Because goodness is not determined by external behaviors, but by the intent of the heart. Good trees produce good fruit and

a life built on the wisdom of God stands strong.

Chapter 7 demonstrates what Jesus’ teaching looks like lived out.

The Centurion’s faith, Jesus’ compassion on the widow,

John’s doubt in contrast to Jesus’ compassion, and, now,

this story of the fruit bearing witness to the heart.

Before we return to the story, let’s get a little theological and talk about sin…

This is an important topic in our society. How do we think about sin?

On one side, some people make it about the “righteous person” vs. the “sinner.” It is us against them. The “us” is determined by a list of rules and behaviors that define “righteous” and the “them” is defined by those who don’t follow the list.

Here’s the irony of that view. It all depends upon the list you are using as to who is “righteous” and who is a “sinner.” We see this in the conservative vs. liberal polarization in our nation. “Liberals” are sinners in the eyes of the conservative and “Conservatives” are sinners in the eyes of the liberal.

Then, on the other end of the spectrum, there are those who believe that the concept of “sin” is not a helpful one. It is all about God’s love. We must love and accept everyone, just the way they are.

Love gets reduced to tolerance.

The problem with this view is that… really? We will accept any and all behavior? I don’t think so.

We all have lines we must draw regarding behavior that is not acceptable, based upon what we believe is right and wrong. If we’re honest.

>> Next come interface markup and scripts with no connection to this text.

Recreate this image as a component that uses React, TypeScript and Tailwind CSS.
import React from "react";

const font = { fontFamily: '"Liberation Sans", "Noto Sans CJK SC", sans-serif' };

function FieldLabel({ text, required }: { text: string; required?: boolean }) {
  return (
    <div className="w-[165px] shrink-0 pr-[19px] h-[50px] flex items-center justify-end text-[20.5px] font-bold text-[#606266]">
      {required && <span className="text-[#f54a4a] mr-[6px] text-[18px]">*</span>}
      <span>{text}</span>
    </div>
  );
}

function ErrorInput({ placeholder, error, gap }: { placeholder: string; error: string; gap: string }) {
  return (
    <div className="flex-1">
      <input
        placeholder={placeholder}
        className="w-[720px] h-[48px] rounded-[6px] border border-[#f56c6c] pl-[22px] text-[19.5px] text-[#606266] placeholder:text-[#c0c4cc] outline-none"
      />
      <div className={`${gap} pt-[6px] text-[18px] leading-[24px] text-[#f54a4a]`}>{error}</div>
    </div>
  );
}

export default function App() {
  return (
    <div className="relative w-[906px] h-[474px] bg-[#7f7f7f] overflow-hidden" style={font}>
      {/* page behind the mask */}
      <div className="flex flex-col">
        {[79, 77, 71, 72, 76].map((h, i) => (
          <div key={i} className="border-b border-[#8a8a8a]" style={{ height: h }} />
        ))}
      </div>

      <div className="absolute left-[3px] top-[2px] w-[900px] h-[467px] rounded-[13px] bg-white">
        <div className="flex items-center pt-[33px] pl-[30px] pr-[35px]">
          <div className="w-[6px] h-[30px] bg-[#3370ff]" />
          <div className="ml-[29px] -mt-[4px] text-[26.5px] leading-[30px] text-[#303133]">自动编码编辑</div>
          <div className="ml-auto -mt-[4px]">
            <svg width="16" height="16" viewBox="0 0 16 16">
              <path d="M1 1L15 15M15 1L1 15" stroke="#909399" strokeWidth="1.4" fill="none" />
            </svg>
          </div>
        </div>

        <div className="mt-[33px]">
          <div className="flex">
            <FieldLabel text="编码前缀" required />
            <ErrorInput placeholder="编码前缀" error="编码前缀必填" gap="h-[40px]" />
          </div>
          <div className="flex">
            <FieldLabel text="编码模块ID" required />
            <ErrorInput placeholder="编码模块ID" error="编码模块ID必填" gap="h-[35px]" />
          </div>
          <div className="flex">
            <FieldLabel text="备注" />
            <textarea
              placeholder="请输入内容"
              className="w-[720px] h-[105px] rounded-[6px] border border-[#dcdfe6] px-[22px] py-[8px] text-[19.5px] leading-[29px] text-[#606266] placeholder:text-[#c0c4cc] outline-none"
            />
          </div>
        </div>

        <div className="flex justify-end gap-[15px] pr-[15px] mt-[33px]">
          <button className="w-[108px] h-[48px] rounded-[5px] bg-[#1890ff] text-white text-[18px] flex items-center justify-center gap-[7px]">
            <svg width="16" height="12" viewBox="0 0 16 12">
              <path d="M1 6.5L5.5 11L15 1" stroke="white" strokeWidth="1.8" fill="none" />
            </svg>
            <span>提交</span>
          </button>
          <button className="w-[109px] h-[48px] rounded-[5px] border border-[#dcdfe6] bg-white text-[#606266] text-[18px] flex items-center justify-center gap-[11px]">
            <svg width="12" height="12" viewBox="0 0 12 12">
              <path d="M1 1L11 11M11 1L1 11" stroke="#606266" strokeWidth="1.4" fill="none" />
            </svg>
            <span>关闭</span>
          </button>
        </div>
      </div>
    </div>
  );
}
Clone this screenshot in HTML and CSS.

What if there is a third way?

What if it isn’t “us vs. them” but is “us vs. Sin?” We–all of humanity–are a messy, mixed bag of righteous and sinful. Martin Luther said that we are simultaneously saint and sinner.

Like the Apostle Paul said in Romans 3:23, “all have sinned and fall short.” Then in Romans 3:24, he said, “all are justified by his grace as a gift.”

The Apostle Paul said, in Ephesians 6:10-12 that our enemy is not other humans (blood and flesh) but against the forces of evil at work in the world. We must stand against Sin and help each other to be set free from the chains of destructive behavior.

back to the story. Jesus tells a parable…

Jesus looks at Simon and tells him a parable. A creditor had two debtors. One owed 50 and the other owed 500.

Neither could repay their debt, so the debtor cancels the debt. Let that soak in. Why would a creditor do that? It’s crazy.

The one who was forgiven little is like, “hey, thanks.”

The one who is forgiven the back breaking debt is a new person. They’ve been set free. This is a radical life change. “Woo-hoo! Thank you, thank you, thank you!!!”

Then he spanks Simon. Jesus offers a painful review of the “fruit” of their actions.

Simon, I came into your house and you did not offer water to wash my feet. You did not greet me with a kiss. You did not offer me oil to make me smell better. These are customary things that you do to extend hospitality.

In other words, you were rude.

She, on the other hand, the “sinner” lavished love and hospitality on me.


perhaps Simon’s problem was that he did not acknowledge that even a “little” debt is still SIN.

Then Jesus looks at the “sinner.” Your sins are forgiven.

But, Wisdom is vindicated by ALL her children.